Corona 7 and Older - Basic Licensing Terms

Corona 7 and Older - Basic Licensing Terms

 

Note: this article applies only to Corona 7 and older! 

 

When you activate Corona Renderer 7 or older, it will registers the license as either a workstation license (where you are working with the 3D viewport, creating materials and whole scenes), or as a render node license (where the computer is used only to render the image without the host application's graphical user interface, usually when doing network rendering). Corona Renderer determines the license type automatically. You do not have to select which kind of license you want to use, and there are no separate activation methods for the workstation and render node licenses.

 

A workstation license  is a license that can be used on a workstation computer (sometimes called a "master" computer), where the host application (3ds Max, Cinema 4D, ...) is running in "full" mode - with its graphical user interface, material editor, and all other features enabled, as opposed to a node license, where the computer is used only for rendering, without the graphical user interface exposed. Workstation licenses are used on computers where you are working with the host application to create scenes, apply materials, adjust lighting, and perform other tasks which require you to actively use the host application.
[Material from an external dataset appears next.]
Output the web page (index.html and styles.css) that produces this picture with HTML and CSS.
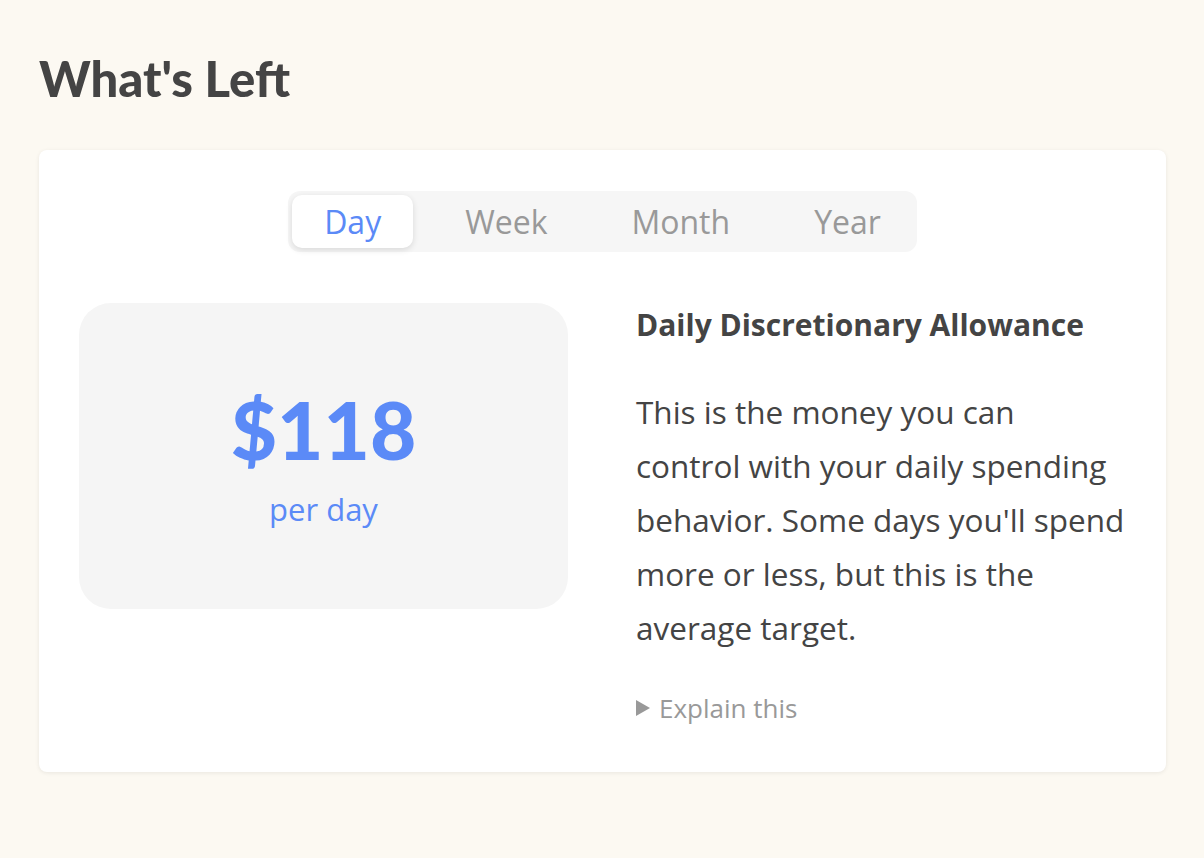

The name "workstation license" is sometimes shortened to "WS". For example, "1WS + 3N" means "1 workstation and 3 render node licenses". 

 

Note:  

Each workstation license can be also used as a render node license, so having 2 x [1 workstation + 3 render nodes] licenses means that you can use them on 2 workstations and 6 render nodes, but also on 1 workstation and 7 render nodes. A node license cannot be used as a workstation license, though!